Velid Haduri
Enerji konusunda uzman, Iraklı yazar
TT

Avrupa “içten yanmalı motorlar” kavşağında

Geçtiğimiz Şubat ayında Avrupa Birliği Parlamentosu, 2050 yılında net sıfır emisyon hedefine ulaşmaya hazırlık olarak, 2035 yılından itibaren içten yanmalı motorlu yani benzin veya dizel kullanan araçların satışını yasaklama kararı aldı. Karar, Avrupa Parlamentosu'nun toplam 640 üyesinden 340'ı tarafından oylandı.
Avrupa Parlamentosu'nun Alman üyesi, “içten yanmalı motorlu otomobillerin yasaklanmasının iklim değişikliği üzerinde küçük ve sınırlı bir etkisi var” diyerek karara karşı çıktı. Ayrıca “Karar, bölgemizdeki otomobil endüstrisine çok zarar veriyor”  diye ekleyerek Avrupalı ​​otomobil üreticilerinin görüşünü destekledi.
Avrupa Parlamentosu'nun aynı zamanda Rus petrolünün yasaklanması çağrısında bulunan ve nükleer enerjinin rolünden bahsetmeden Avrupa enerji sektörünün bağımsızlığını teşvik eden "Avrupa enerji pazarını yeniden gözden geçirme" planını onayladığını belirtmekte de fayda var.

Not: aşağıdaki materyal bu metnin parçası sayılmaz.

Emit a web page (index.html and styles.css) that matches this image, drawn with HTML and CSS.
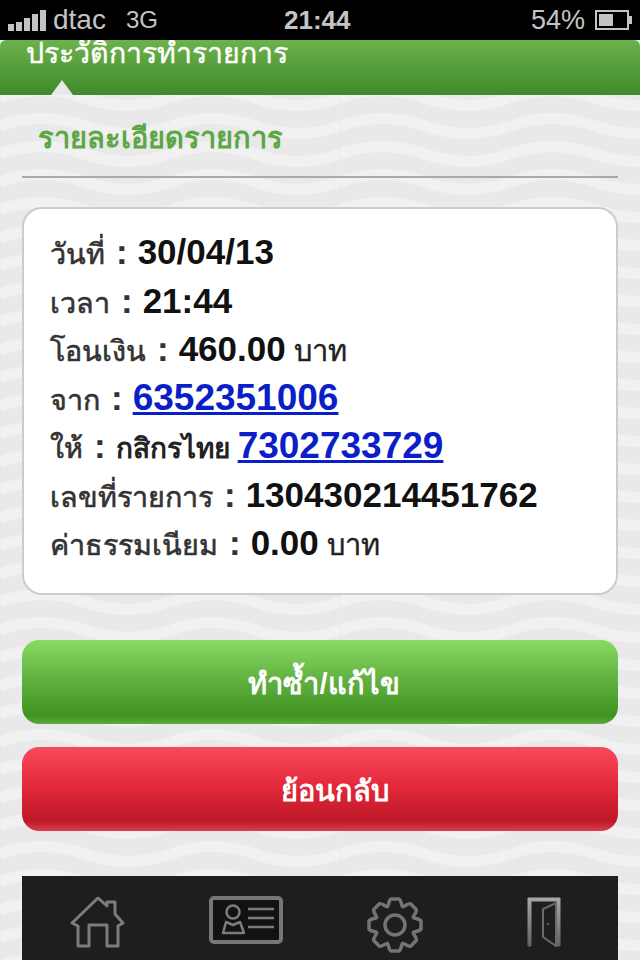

Avrupa merkezli Business News dergisi karar hakkında; "Bu kararlar, yeşil hareketlerin Avrupa'nın karar alma politikası üzerindeki demirden kontrolünü yansıtıyor" dedi. Ayrıca, “Kararlar yeşil hareketlerin bölgenin ekonomik büyümesini yavaşlatma gündemini de yansıtıyor, zira öncelik karbondioksit salınımını azaltmaksa, nükleer enerji konusu etrafında dolanılmamalı” diye ekledi.
Ne var ki yeşil hareketlerin baskılarına rağmen, Fransa, Ukrayna savaşı nedeniyle, elektrik üretiminde nükleer enerji kullanımını yoğunlaştırmaya ve hatta komşu Avrupa ülkelerine ihraç etmeye girişti.
Ukrayna savaşının enerjiye olumsuz etkileri göz önüne alındığında, Avrupa Parlamentosu'nun "içten yanmalı motorlu" otomobil satışını yasaklama kararı almakta acele etmesi, Avrupa ülkelerinde enerji geçişi dönemi zorluklarını artıracak. İstatistikler, elektrikli otomobillerin şu anda Avrupa'daki toplam otomobillerin ancak yüzde 19'unu, ABD’de ise yüzde 5'ini oluşturduğunu gösteriyor. Bu büyük açığın önümüzdeki yıllarda kapatılıp kapatılamayacağı şüpheli ve bu nedenle 2035’e kadarki kısa süre içinde, Avrupa otomobil endüstrisi kendisini iki otomobil arasında kıyasıya bir rekabetin içinde bulacak; içten yanmalı ile devam mı edilmeli yoksa "elektrikli" mi satın alınmalı? Elektrikli otomobil sahipleri, şimdiden elektrik fiyatlarının benzine göre yüksek olmasından şikayet etmeye başladılar.
Elektrik fiyatlarının benzine göre yüksek olmasıyla ilgili artan şikayetler, elektrikli otomobile yönelik eleştiri dalgasını tetikledi. Ardından, sanayileşmiş ülkelerdeki birçok taraf, "Ne tür bir otomobil almak istediğine bırakın tüketici karar versin, bırakın pazar arz ve talep faktörlerine göre gelişsin" şeklinde sloganları dillendirmeye başladı.
Business News dergisi Avrupa’nın bu kararı ve yeşil hareketlerin rolü hakkındaki haberini şu başlıkla sonlandırdı; “Bu tür dostlarla Avrupa'nın düşmana ihtiyacı yok”. Dergi şu sonuca vardı; “Avrupa Parlamentosu'nun (içten yanmalı motorlu) otomobili yasaklama kararı, gelecekteki otomobilin türünü seçme konusunda teknik tarafsızlığını terk ederek,  ne Avrupa Topluluğu içinde ne de dünyanın geri kalanıyla serbest ticarete bağlı kalmayarak, Avrupa pazarının benimsediği yanlış yolun bir başka kanıtıdır.”